Problem ::
Take the lines from the beginning of the material through the line containing "string; plain?: string;" and retype them exactly, leaving the pictures out.

Begin

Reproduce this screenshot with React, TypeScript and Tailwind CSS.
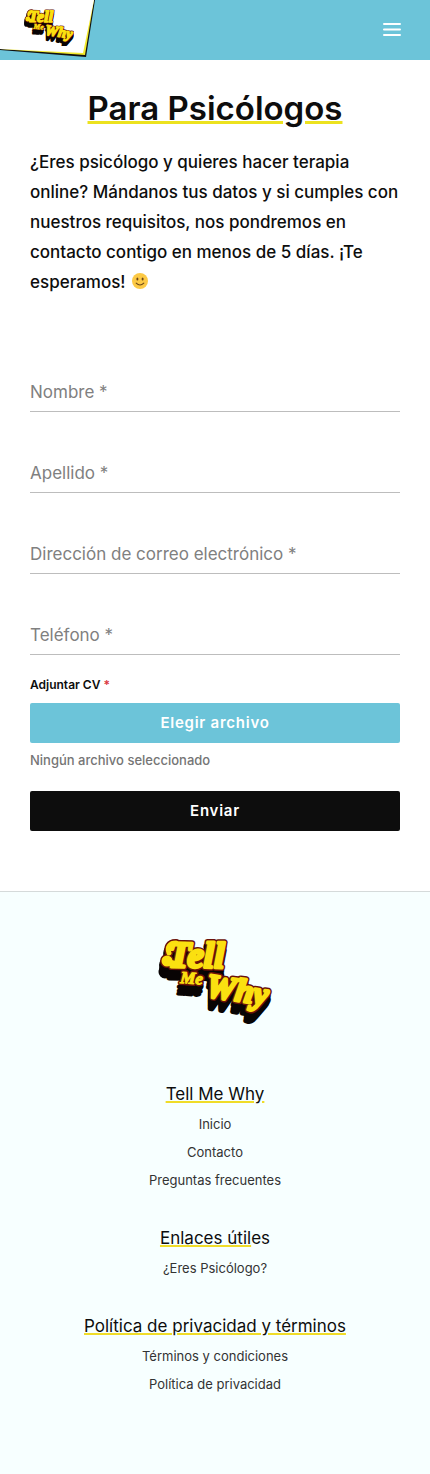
import { useRef, useState } from "react";

type LinkGroup = { title: string; plain?: string; links: string[] };

const fields = [
  { id: "nombre", label: "Nombre *", type: "text" },
  { id: "apellido", label: "Apellido *", type: "text" },
  { id: "correo", label: "Dirección de correo electrónico *", type: "email" },
  { id: "telefono", label: "Teléfono *", type: "tel" },
];

const groups: LinkGroup[] = [
  { title: "Tell Me Why", links: ["Inicio", "Contacto", "Preguntas frecuentes"] },
  { title: "Enlaces útil", plain: "es", links: ["¿Eres Psicólogo?"] },
  { title: "Política de privacidad y términos", links: ["Términos y condiciones", "Política de privacidad"] },
];

const lettering = [
  { text: "Tell", x: 9, y: 31, size: 37, angle: 1 },
  { text: "Why", x: 46, y: 60, size: 33, angle: 9 },
  { text: "Me", x: 21, y: 47, size: 17, angle: 4 },
];

const layers = [
  { dx: -2, dy: 11, color: "#080404", grow: 5 },
  { dx: -1, dy: 8, color: "#080404", grow: 6 },
  { dx: -1, dy: 4, color: "#080404", grow: 6 },
  { dx: 0, dy: 0, color: "#6b1208", grow: 6 },
  { dx: 0, dy: 0, color: "#fbe010", grow: 3 },
];

function Logo({ className }: { className: string }) {
  return (
    <svg viewBox="0 0 112 86" className={className} role="img" aria-label="Tell Me Why">
      {layers.map((layer, i) => (
        <g
          key={i}
          transform={`translate(${layer.dx} ${layer.dy})`}
          fill={layer.color}
          stroke={layer.color}
          strokeLinejoin="round"
          strokeLinecap="round"
          aria-hidden={i < layers.length - 1}
        >
          <path d="M17 7C10 7 8 12 10 17" fill="none" strokeWidth={layer.grow + 2} />
          <circle cx="8" cy="25" r="4" strokeWidth={layer.grow} />
          <path d="M8 26L16 28" fill="none" strokeWidth={layer.grow + 3} />
          {lettering.map((word) => (
            <text
              key={word.text}
              transform={`translate(${word.x} ${word.y}) rotate(${word.angle})`}
              fontFamily="'Liberation Serif', serif"
              fontWeight="700"
              fontStyle="italic"
              fontSize={word.size}
              strokeWidth={word.text === "Me" ? layer.grow - 2 : layer.grow}
            >
              {word.text}
            </text>
          ))}
        </g>
      ))}
    </svg>
  );
}

function Smile() {
  return (
    <svg viewBox="0 0 16 16" className="ml-0.5 inline-block size-4 align-[-1px]" role="img" aria-label="Sonrisa">
      <circle cx="8" cy="8" r="8" fill="#fcc945" />
      <ellipse cx="5.4" cy="6" rx="1" ry="1.5" fill="#6b4518" />
      <ellipse cx="10.6" cy="6" rx="1" ry="1.5" fill="#6b4518" />
      <path d="M4.2 10.2Q8 13.8 11.8 10.2" fill="none" stroke="#6b4518" strokeWidth="1.1" strokeLinecap="round" />
    </svg>
  );
}

export default function App() {
  const fileInput = useRef<HTMLInputElement>(null);
  const [fileName, setFileName] = useState("Ningún archivo seleccionado");

  return (
    <div className="min-h-screen bg-white font-['Inter',sans-serif] text-[#0d0d0d]">
      <header className="flex h-15 items-start justify-between bg-[#6cc4d9]">
        <a href="#inicio" className="relative block h-15 w-24">
          <svg viewBox="0 0 96 60" className="absolute inset-0 h-15 w-24" aria-hidden="true">
            <path d="M0 0H95L86 57L0 50Z" fill="#111" />
            <path d="M0 0H94L85 55L0 49Z" fill="#f3ea2c" />
            <path d="M0 0H94L83 53L0 49Z" fill="#fff" />
          </svg>
          <Logo className="absolute top-2 left-6 h-[38px] w-[50px]" />
        </a>
        <button type="button" aria-label="Menú" className="mt-3 mr-5 flex size-9 items-center justify-center">
          <svg viewBox="0 0 20 14" className="h-3.5 w-5" aria-hidden="true">
            <path d="M2 1H18M2 6.5H18M2 12H18" stroke="#fff" strokeWidth="2" strokeLinecap="round" />
          </svg>
        </button>
      </header>

      <main className="px-[30px] pb-[60px]">
        <h1 className="pt-7 text-center text-[33px] leading-10 font-semibold underline decoration-[#ece21f] decoration-3 underline-offset-1">
          Para Psicólogos
        </h1>
        <p className="pt-[19px] text-[17px] leading-[30px] font-medium">
          ¿Eres psicólogo y quieres hacer terapia online? Mándanos tus datos y si cumples con nuestros requisitos, nos pondremos en contacto contigo en menos de 5 días. ¡Te esperamos! <Smile />
        </p>

        <form className="pt-[34px]" onSubmit={(e) => e.preventDefault()}>
          {fields.map((f) => (
            <div key={f.id} className="relative pt-10">
              <input id={f.id} type={f.type} placeholder=" " className="peer block h-[41px] w-full border-b border-[#bdbdbd] bg-transparent text-base outline-none" />
              <label htmlFor={f.id} className="pointer-events-none absolute bottom-2 left-0 text-[17px] leading-6 text-[#808080] peer-focus:bottom-8 peer-focus:text-xs peer-[:not(:placeholder-shown)]:bottom-8 peer-[:not(:placeholder-shown)]:text-xs">
                {f.label}
              </label>
            </div>
          ))}
          <label htmlFor="cv" className="mt-5 block text-xs leading-5 font-semibold">
            Adjuntar CV <span className="text-[#d9363e]">*</span>
          </label>
          <input ref={fileInput} id="cv" type="file" className="hidden" onChange={(e) => setFileName(e.target.files?.[0]?.name ?? "Ningún archivo seleccionado")} />
          <button type="button" onClick={() => fileInput.current?.click()} className="mt-2 h-10 w-full rounded-xs bg-[#6cc4d9] text-[15px] font-semibold tracking-wider text-white">
            Elegir archivo
          </button>
          <p className="mt-[7px] text-[13px] leading-5 font-medium text-[#757575]">{fileName}</p>
          <button type="submit" className="mt-[21px] h-10 w-full rounded-xs bg-[#0d0d0d] text-[15px] font-semibold tracking-wider text-white">
            Enviar
          </button>
        </form>
      </main>

      <footer className="flex flex-col items-center border-t border-[#d5dada] bg-[#f7ffff] px-5 pt-11 pb-[78px]">
        <Logo className="h-[86px] w-28 overflow-visible" />
        <div className="mt-14 flex flex-col gap-7 text-center">
          {groups.map((g) => (
            <section key={g.title}>
              <h2 className="text-[17px] leading-8">
                <span className="underline decoration-[#f0dc28] decoration-2 underline-offset-1">{g.title}</span>
                {g.plain}
              </h2>
              <ul>
                {g.links.map((l) => (
                  <li key={l} className="text-[13px] leading-7 text-[#333]">
                    <a href="#enlace">{l}</a>
                  </li>
                ))}
              </ul>
            </section>
          ))}
        </div>
      </footer>
    </div>
  );
}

End

Written solution ::
Reproduce this screenshot with React, TypeScript and Tailwind CSS.
import { useRef, useState } from "react";

type LinkGroup = { title: string; plain?: string; links: string[] };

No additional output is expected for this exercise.